Common issues involving the FHA that community associations regularly deal with include support animals, disability accommodation requests, and tenant screening. Concerning support animals, the FHA governs requests for both service animals and emotional support animals. When receiving a proper request from an owner or tenant due to a disability, community associations must make reasonable accommodations for both service animals and emotional support animals. 42 U.S.C. § 3604(f)(3)(B). This is true even if the association has a strict no pet policy. Keep in mind, however, that in Florida it is a crime for someone to misrepresent his or her pet as a service animal if that is not the case. Fla. Stat. § 413.08(9). Associations are sometimes permitted to make reasonable inquiries into the request to determine its validity. (See our prior blog on service animal requests).

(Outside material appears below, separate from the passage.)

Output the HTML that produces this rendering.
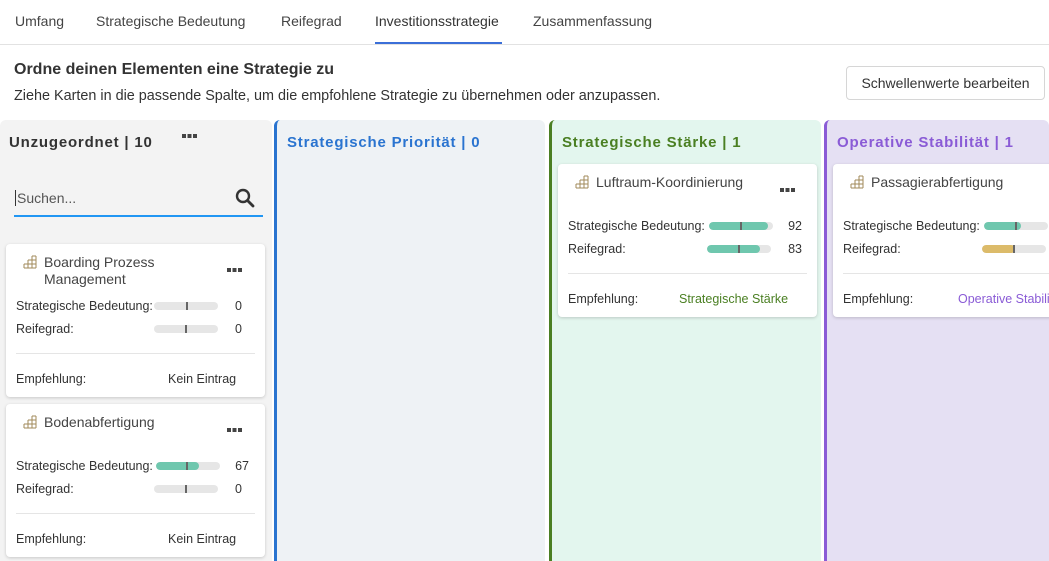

A disabled member may, under the FHA, request the community association to make a modification to an existing structure or common element. Such modifications may include wheelchair ramps, handicap parking spaces, pool lift chairs, automatic doors, accessible bathrooms, etc. To comply with the FHA, community associations must be willing to make such reasonable modifications; however, under the FHA, the person making the modification request must pay for it. Stated another way, the community association must allow for the modification when the member making the request pays for it. (Whereas if the Americans With Disabilities Act applies, and a member makes a request under the ADA, the community association must pay for the modification).

The area where community associations can unknowingly get into the most trouble is with tenant and owner screening. Associations may be implementing certain screening procedures and policies yet have no idea that their practices may be violating the FHA. As an example, the HUD’s Office of General Counsel issued formal guidance on the FHA’s standards for the use of criminal records by housing providers in screening prospective owners and tenants. HUD states that, “While having a criminal record is not a protected characteristic under the Fair Housing Act, criminal history-based restrictions on housing opportunities violate the Act if, without justification, their burden falls more often on renters or other housing market participants of one race or national origin over another.” See HUD FHA Guidance (2016).

The HUD FHA Guidance continues further by stating that an association’s blanket policy that excludes individuals because of a prior arrest, without that arrest leading to a conviction, cannot satisfy the association’s burden of showing a nondiscriminatory policy. HUD suggests a tenant screening policy must take into account the nature and severity of the conviction, along with the amount of time that has passed since the crime. The FHA does allow for prospective tenants to be denied if the person “has been convicted . . . of the illegal manufacture or distribution of a controlled substance. . . .” FHA § 807(b)(4). (Emphasis added.) If your association automatically rejects prospective owners/tenants because of prior arrests you may want to have an experienced attorney review the policy to evaluate compliance with federal law.

What community associations must be cognizant of is that most claims under the FHA are not for initial acts of discrimination; rather, they are for seemingly neutral rules, policies or practices that, when enforced, end up having a disparate impact on protected classes. In other words, community associations can be liable under the FHA even if they had no wrongful intent or knew that a rule had a discriminatory effect when implemented. A community association should have its entire set of governing documents, including its rules and regulations, reviewed by an experienced attorney to determine whether any provisions violate the FHA. Associations should also consult an attorney when receiving member requests for modifications or other accommodations under the FHA.